WORK TO DO:
Identify the lines that contain the string "components", then copy each of them.

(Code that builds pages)
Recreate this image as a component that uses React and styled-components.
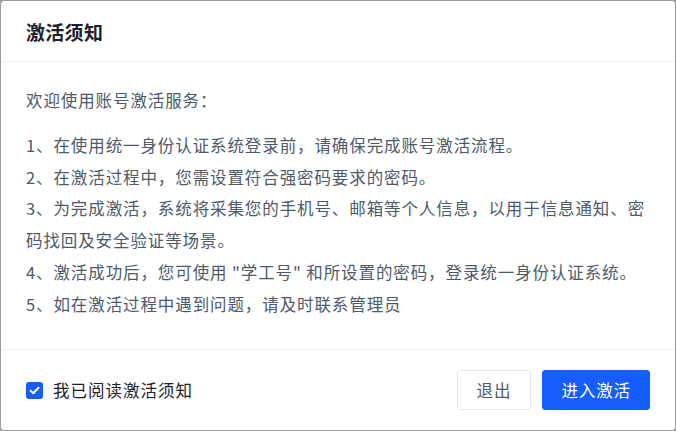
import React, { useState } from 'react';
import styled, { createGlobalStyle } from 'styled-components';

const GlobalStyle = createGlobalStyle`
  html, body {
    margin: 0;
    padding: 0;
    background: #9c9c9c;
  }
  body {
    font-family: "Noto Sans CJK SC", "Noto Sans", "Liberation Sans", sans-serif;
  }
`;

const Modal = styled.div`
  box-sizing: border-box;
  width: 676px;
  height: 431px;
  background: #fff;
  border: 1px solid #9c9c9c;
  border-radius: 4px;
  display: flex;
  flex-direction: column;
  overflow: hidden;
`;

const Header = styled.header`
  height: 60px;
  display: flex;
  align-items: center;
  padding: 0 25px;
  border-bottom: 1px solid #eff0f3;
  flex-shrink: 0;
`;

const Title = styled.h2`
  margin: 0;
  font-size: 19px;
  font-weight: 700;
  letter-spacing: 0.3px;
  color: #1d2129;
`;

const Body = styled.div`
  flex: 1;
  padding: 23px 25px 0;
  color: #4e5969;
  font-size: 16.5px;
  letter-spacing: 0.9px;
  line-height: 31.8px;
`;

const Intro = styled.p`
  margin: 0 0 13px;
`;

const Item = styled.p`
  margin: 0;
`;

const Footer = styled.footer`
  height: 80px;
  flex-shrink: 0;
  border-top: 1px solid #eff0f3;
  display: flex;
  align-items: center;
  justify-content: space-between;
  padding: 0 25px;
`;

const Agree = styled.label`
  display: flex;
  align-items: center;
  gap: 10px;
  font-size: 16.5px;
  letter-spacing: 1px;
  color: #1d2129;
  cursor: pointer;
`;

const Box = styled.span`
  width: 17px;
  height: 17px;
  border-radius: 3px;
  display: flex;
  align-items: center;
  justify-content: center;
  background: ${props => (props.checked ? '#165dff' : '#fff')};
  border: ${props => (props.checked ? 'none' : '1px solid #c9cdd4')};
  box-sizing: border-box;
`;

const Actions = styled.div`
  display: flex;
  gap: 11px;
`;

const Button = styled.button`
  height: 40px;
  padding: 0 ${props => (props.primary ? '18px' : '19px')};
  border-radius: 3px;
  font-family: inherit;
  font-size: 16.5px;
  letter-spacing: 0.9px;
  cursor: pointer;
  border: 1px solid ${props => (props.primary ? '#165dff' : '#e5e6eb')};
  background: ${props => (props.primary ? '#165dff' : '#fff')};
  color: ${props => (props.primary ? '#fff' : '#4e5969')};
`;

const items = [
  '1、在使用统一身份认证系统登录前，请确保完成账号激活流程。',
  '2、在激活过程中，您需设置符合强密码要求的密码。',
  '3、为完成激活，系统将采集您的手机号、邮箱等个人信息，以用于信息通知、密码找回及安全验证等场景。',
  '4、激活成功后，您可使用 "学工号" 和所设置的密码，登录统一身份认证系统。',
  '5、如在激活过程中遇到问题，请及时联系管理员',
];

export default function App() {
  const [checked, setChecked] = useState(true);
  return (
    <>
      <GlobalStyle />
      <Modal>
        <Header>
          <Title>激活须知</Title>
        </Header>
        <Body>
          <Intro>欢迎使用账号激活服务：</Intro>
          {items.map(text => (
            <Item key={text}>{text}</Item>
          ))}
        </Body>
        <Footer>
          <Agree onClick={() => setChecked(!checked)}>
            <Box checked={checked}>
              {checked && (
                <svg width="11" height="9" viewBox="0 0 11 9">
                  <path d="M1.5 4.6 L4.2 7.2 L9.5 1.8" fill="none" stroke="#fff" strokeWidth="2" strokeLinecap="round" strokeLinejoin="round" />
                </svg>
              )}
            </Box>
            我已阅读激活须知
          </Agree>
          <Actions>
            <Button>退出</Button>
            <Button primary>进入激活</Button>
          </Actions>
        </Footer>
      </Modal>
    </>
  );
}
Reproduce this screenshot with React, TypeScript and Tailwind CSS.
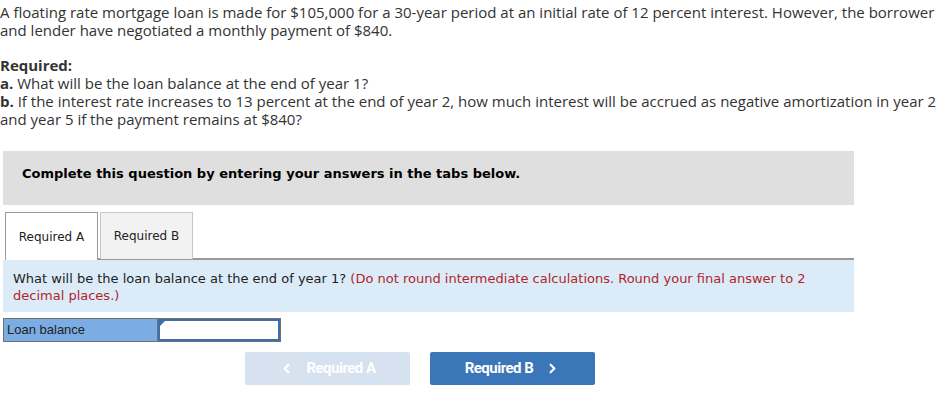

TASK RESULT:
Recreate this image as a component that uses React and styled-components.
import styled, { createGlobalStyle } from 'styled-components';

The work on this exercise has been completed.